I just fasted for five days and lost basically nothing. In the past, five days without food would have knocked off seven or eight pounds, but something has changed in my body. I don’t know what it is, but it’s pissing me off. Fasting is how I got down to the low 140s last year, then a return to high-test insulin in the spring piled 20 pounds back on.
Before you get all excited about how “dangerous” fasting is, please read my post called A pain in the pants. It explains why I have to take this route to deal with insulin-induced weight gain.
We’re expecting a change in weather this week on the West Coast, so this morning I loaded up the kayak and went for a paddle. I needed the quiet tranquility to consider my next steps.
My immediate reaction is to plan another fast in a week or so, but history tells me I’ll postpone it even further. Those first two days are difficult, and not something I enjoy. It could be a couple of weeks before I try again. I have to be realistic.
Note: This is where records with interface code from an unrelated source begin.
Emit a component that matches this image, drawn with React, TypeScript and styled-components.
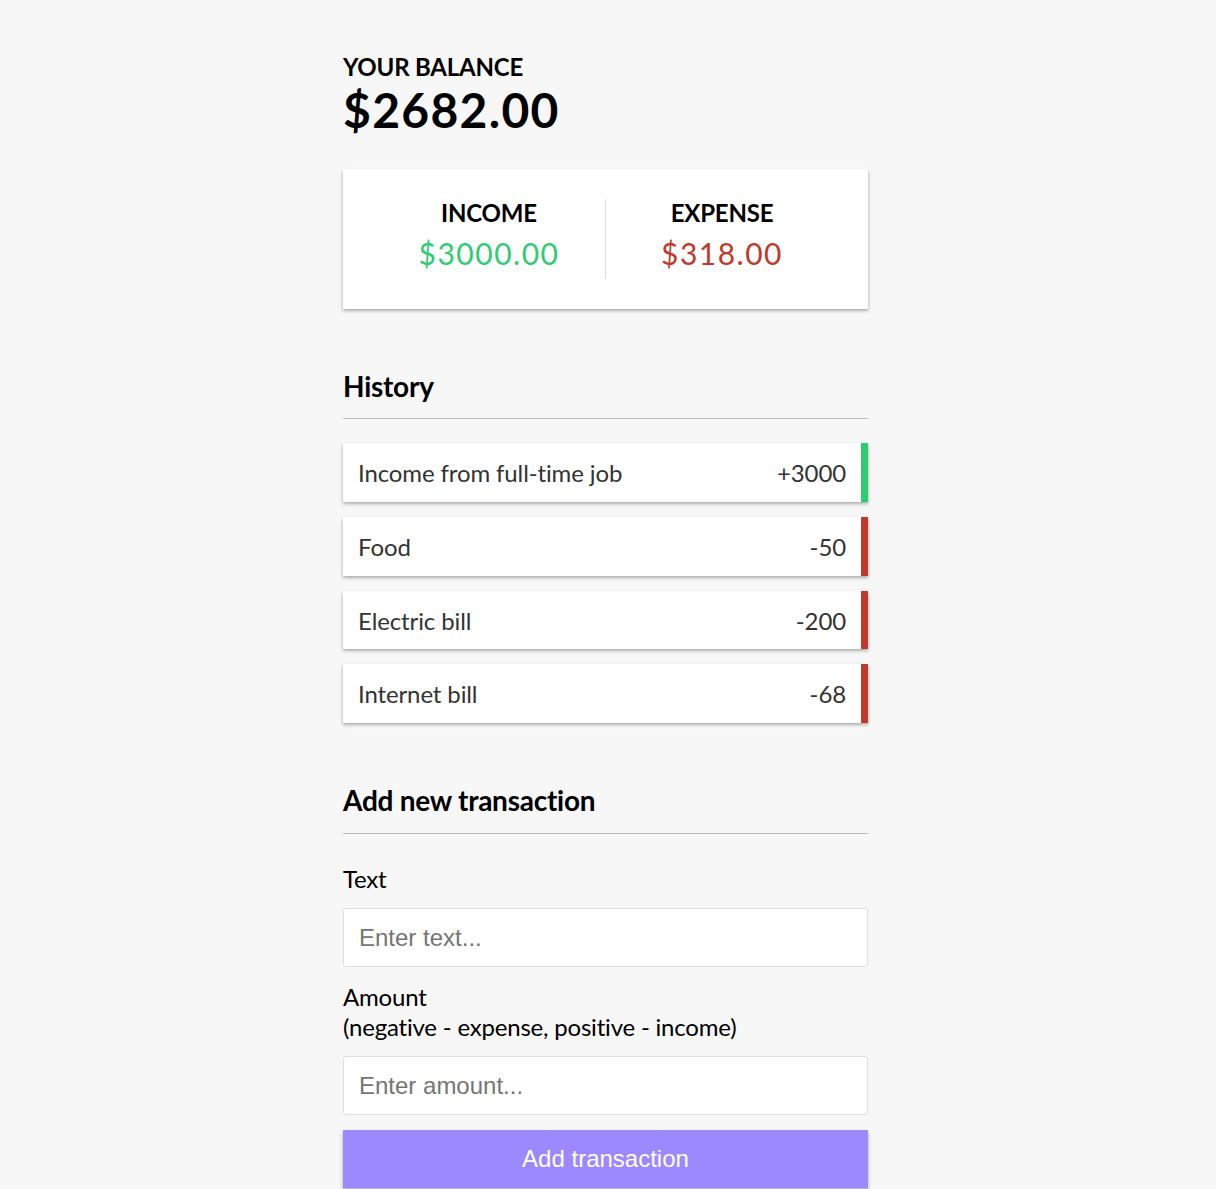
import React from "react";
import styled, { createGlobalStyle } from "styled-components";

const shadow = "0 1.5px 4.5px rgba(0,0,0,0.12), 0 1.5px 3px rgba(0,0,0,0.24)";

const Global = createGlobalStyle`
  * { box-sizing: border-box; }
  body {
    margin: 0;
    padding-right: 5px;
    background-color: #f7f7f7;
    font-family: Lato, "Liberation Sans", sans-serif;
  }
`;

const Container = styled.div`
  width: 525px;
  margin: 52.5px auto 45px;
`;

const Caps = styled.h4`
  margin: 0;
  font-size: 24px;
  font-weight: 700;
  text-transform: uppercase;
  line-height: 28.8px;
  letter-spacing: -0.2px;
  color: #000;
`;

const Balance = styled.h1`
  margin: 0;
  padding-top: 1px;
  font-size: 48px;
  line-height: 56.7px;
  letter-spacing: 1.3px;
  font-weight: 700;
  color: #000;
`;

const IncExp = styled.div`
  background: #fff;
  box-shadow: ${shadow};
  padding: 30px;
  display: flex;
  justify-content: space-between;
  margin: 30px 0;
`;

const Half = styled.div<{ $divider?: boolean }>`
  flex: 1;
  text-align: center;
  border-right: ${(p) => (p.$divider ? "1.5px solid #dedede" : "none")};
`;

const Money = styled.p<{ $plus?: boolean }>`
  font-size: 30px;
  line-height: 36px;
  letter-spacing: 1.5px;
  margin: 7.5px 0;
  color: ${(p) => (p.$plus ? "#2ecc71" : "#c0392b")};
`;

const SectionTitle = styled.h3`
  font-size: 28px;
  line-height: 34.3px;
  font-weight: 700;
  letter-spacing: -0.25px;
  color: #000;
  border-bottom: 1.5px solid #bbb;
  padding-bottom: 15px;
  margin: 60px 0 15px;
`;

const List = styled.ul`
  list-style: none;
  padding: 0;
  margin: 24px 0 60px;
`;

const Item = styled.li<{ $plus?: boolean }>`
  background: #fff;
  box-shadow: ${shadow};
  color: #333;
  display: flex;
  justify-content: space-between;
  padding: 16px 15px 14px;
  margin: 15px 0;
  font-size: 24px;
  line-height: 28.8px;
  letter-spacing: -0.12px;
  border-right: 7.5px solid ${(p) => (p.$plus ? "#2ecc71" : "#c0392b")};
`;

const FormControl = styled.div``;

const Label = styled.label`
  display: inline-block;
  margin: 15px 0;
  font-size: 24px;
  line-height: 29.2px;
  letter-spacing: -0.2px;
  color: #000;
`;

const Input = styled.input`
  display: block;
  width: 100%;
  border: 1.5px solid #dedede;
  border-radius: 3px;
  font-family: "Liberation Sans", Arial, sans-serif;
  font-size: 24px;
  line-height: 27.6px;
  padding: 15px;
  background: #fff;
  outline: none;
  &::placeholder { color: #757575; }
`;

const Button = styled.button`
  cursor: pointer;
  display: block;
  width: 100%;
  background-color: #9c88ff;
  box-shadow: ${shadow};
  color: #fff;
  border: 0;
  font-family: "Liberation Sans", Arial, sans-serif;
  font-size: 24px;
  line-height: 27.6px;
  margin: 15px 0 45px;
  padding: 15px;
`;

const transactions = [
  { text: "Income from full-time job", amount: 3000 },
  { text: "Food", amount: -50 },
  { text: "Electric bill", amount: -200 },
  { text: "Internet bill", amount: -68 },
];

export default function App() {
  return (
    <>
      <Global />
      <Container>
        <Caps>Your Balance</Caps>
        <Balance>$2682.00</Balance>
        <IncExp>
          <Half $divider>
            <Caps>Income</Caps>
            <Money $plus>$3000.00</Money>
          </Half>
          <Half>
            <Caps>Expense</Caps>
            <Money>$318.00</Money>
          </Half>
        </IncExp>
        <SectionTitle>History</SectionTitle>
        <List>
          {transactions.map((t) => (
            <Item key={t.text} $plus={t.amount > 0}>
              {t.text}
              <span>{t.amount > 0 ? `+${t.amount}` : `${t.amount}`}</span>
            </Item>
          ))}
        </List>
        <SectionTitle>Add new transaction</SectionTitle>
        <form onSubmit={(e) => e.preventDefault()}>
          <FormControl>
            <Label htmlFor="text">Text</Label>
            <Input type="text" id="text" placeholder="Enter text..." />
          </FormControl>
          <FormControl>
            <Label htmlFor="amount">
              Amount <br />
              (negative - expense, positive - income)
            </Label>
            <Input type="number" id="amount" placeholder="Enter amount..." />
          </FormControl>
          <Button>Add transaction</Button>
        </form>
      </Container>
    </>
  );
}
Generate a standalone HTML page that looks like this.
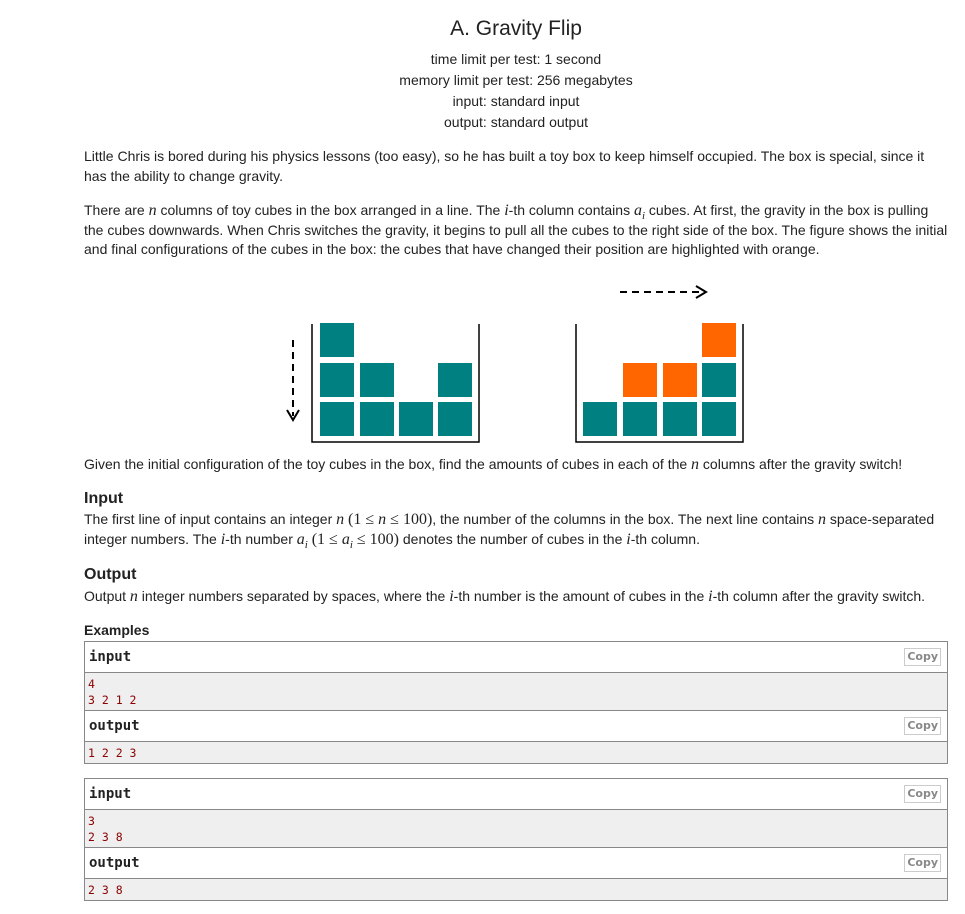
<!DOCTYPE html>
<html><head><meta charset="utf-8"><style>
body{margin:0;width:965px;height:914px;background:#fff;position:relative;font-family:"Liberation Sans",Arial,sans-serif;color:#222;overflow:hidden}
.a{position:absolute;white-space:nowrap}
.c{left:0;width:1032px;text-align:center;font-size:14px}
.t{font-size:14px;left:84px}
.m{font-family:"Liberation Serif",serif;font-style:italic;font-size:16px}
.r{font-family:"Liberation Serif",serif;font-size:16px}
.h{font-size:16px;font-weight:bold;left:84px}
.box{position:absolute;left:84px;width:862px;border:1px solid #888}
.hd{height:30px;border-bottom:1px solid #888;position:relative;font-family:"DejaVu Sans Mono","Liberation Mono",monospace;font-weight:bold;font-size:14px;line-height:30px;padding-left:4px}
.cp{position:absolute;right:6px;top:6px;height:16px;line-height:16px;border:1px solid #ccc;font-family:"DejaVu Sans",sans-serif;font-size:11px;color:#888;font-weight:bold;padding:0 2px}
.ct{background:#efefef;font-family:"DejaVu Sans Mono","Liberation Mono",monospace;font-size:11.5px;color:#8b0000;padding:3px 3px 2px;line-height:16px}
.ct.b{border-bottom:1px solid #888}
.q{position:absolute;width:34px;height:34px;background:#008080}
.o{background:#ff6600}
</style></head><body>
<div class="a" style="left:0;width:1032px;text-align:center;font-size:21px;top:17px">A. Gravity Flip</div>
<div class="a c" style="top:51px">time limit per test: 1 second</div>
<div class="a c" style="top:72px">memory limit per test: 256 megabytes</div>
<div class="a c" style="top:93px">input: standard input</div>
<div class="a c" style="top:114px">output: standard output</div>

<div class="a t" style="top:148px">Little Chris is bored during his physics lessons (too easy), so he has built a toy box to keep himself occupied. The box is special, since it</div>
<div class="a t" style="top:168px">has the ability to change gravity.</div>
<div class="a t" style="top:202px">There are <span class="m">n</span> columns of toy cubes in the box arranged in a line. The <span class="m">i</span>-th column contains <span class="m">a<sub style="font-size:11px">i</sub></span> cubes. At first, the gravity in the box is pulling</div>
<div class="a t" style="top:222px">the cubes downwards. When Chris switches the gravity, it begins to pull all the cubes to the right side of the box. The figure shows the initial</div>
<div class="a t" style="top:241px">and final configurations of the cubes in the box: the cubes that have changed their position are highlighted with orange.</div>

<svg class="a" style="left:0;top:0" width="965" height="460">
<g stroke="#000" stroke-width="2" fill="none">
<path d="M312 324V442H479V324" stroke-width="1.5"/><path d="M576 324V442H743V324" stroke-width="1.5"/>
<path d="M293 340V416" stroke-dasharray="7,5"/><path d="M287 410l6 10 6-10"/>
<path d="M620 292H703" stroke-dasharray="7,5"/><path d="M696 286l10 6-10 6"/>
</g></svg>
<div class="q" style="left:320px;top:323px"></div>
<div class="q" style="left:320px;top:363px"></div><div class="q" style="left:360px;top:363px"></div><div class="q" style="left:438px;top:363px"></div>
<div class="q" style="left:320px;top:402px"></div><div class="q" style="left:360px;top:402px"></div><div class="q" style="left:399px;top:402px"></div><div class="q" style="left:438px;top:402px"></div>
<div class="q o" style="left:702px;top:323px"></div>
<div class="q o" style="left:623px;top:363px"></div><div class="q o" style="left:663px;top:363px"></div><div class="q" style="left:702px;top:363px"></div>
<div class="q" style="left:583px;top:402px"></div><div class="q" style="left:623px;top:402px"></div><div class="q" style="left:663px;top:402px"></div><div class="q" style="left:702px;top:402px"></div>

<div class="a t" style="top:456px">Given the initial configuration of the toy cubes in the box, find the amounts of cubes in each of the <span class="m">n</span> columns after the gravity switch!</div>
<div class="a h" style="top:490px">Input</div>
<div class="a t" style="top:511px">The first line of input contains an integer <span class="m">n</span> <span class="r">(1 ≤ <i>n</i> ≤ 100)</span>, the number of the columns in the box. The next line contains <span class="m">n</span> space-separated</div>
<div class="a t" style="top:531px">integer numbers. The <span class="m">i</span>-th number <span class="m">a<sub style="font-size:11px">i</sub></span> <span class="r">(1 ≤ <i>a<sub style="font-size:11px">i</sub></i> ≤ 100)</span> denotes the number of cubes in the <span class="m">i</span>-th column.</div>
<div class="a h" style="top:566px">Output</div>
<div class="a t" style="top:588px">Output <span class="m">n</span> integer numbers separated by spaces, where the <span class="m">i</span>-th number is the amount of cubes in the <span class="m">i</span>-th column after the gravity switch.</div>
<div class="a h" style="top:622px;font-size:14px">Examples</div>

<div class="box" style="top:641px">
<div class="hd">input<span class="cp">Copy</span></div>
<div class="ct b">4<br>3 2 1 2</div>
<div class="hd">output<span class="cp">Copy</span></div>
<div class="ct">1 2 2 3</div>
</div>
<div class="box" style="top:778px">
<div class="hd">input<span class="cp">Copy</span></div>
<div class="ct b">3<br>2 3 8</div>
<div class="hd">output<span class="cp">Copy</span></div>
<div class="ct">2 3 8</div>
</div>
</body></html>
So the other option is to dive back into another fast, the day after I broke the five-day fast and ate a veggie/bacon stir-fry. That’s today. I’m sure my body is somewhat stressed, but I feel annoying fine. If I get marooned on a desert island with a group of normal people, I’ll be sipping coconut milk and enjoying the view as the others die off from starvation.
I do drink at least two litres of water a day while on a fast, and this time I switched to Smart Water in the expectation it would keep my electrolytes in balance. I doubt the switch in water had anything to do with the poor results.
My body is telling me to eat. But I have to weather through its whining. Enough of this crap. Oh, and right on cue, my body-weight scales died. I had to go out and buy a cheap replacement to get the news of no weight loss. It may be a hint that I should forgo the daily weighing and just go by the fit of my clothes. I tend to be driven by data so avoiding weigh-ins would be hard.
Speaking of weigh-ins, I remember a long time ago when my then-husband and I joined Weight Watchers. He lost 15 pounds in two weeks while I lost less than two.
“If I hadn’t seen what she ate, I’d suspect she was cheating,” he cheerily said to the WW staffer.
He didn’t even give up beer. So annoying.
What I don’t want to hear is some medical person telling me that the diabetes is progressing and even the short-term insulin I use now will prevent me from losing weight. I don’t want to hear I have no options. I don’t want to hear I have to succumb to continuous weight gains. No.
I overcame a huge load of resistance to write this post. Fasting isn’t a subject one brings up in ordinary conversation, but I figure you guys can handle it.
Oh, and thanks for reading. Being heard really helps.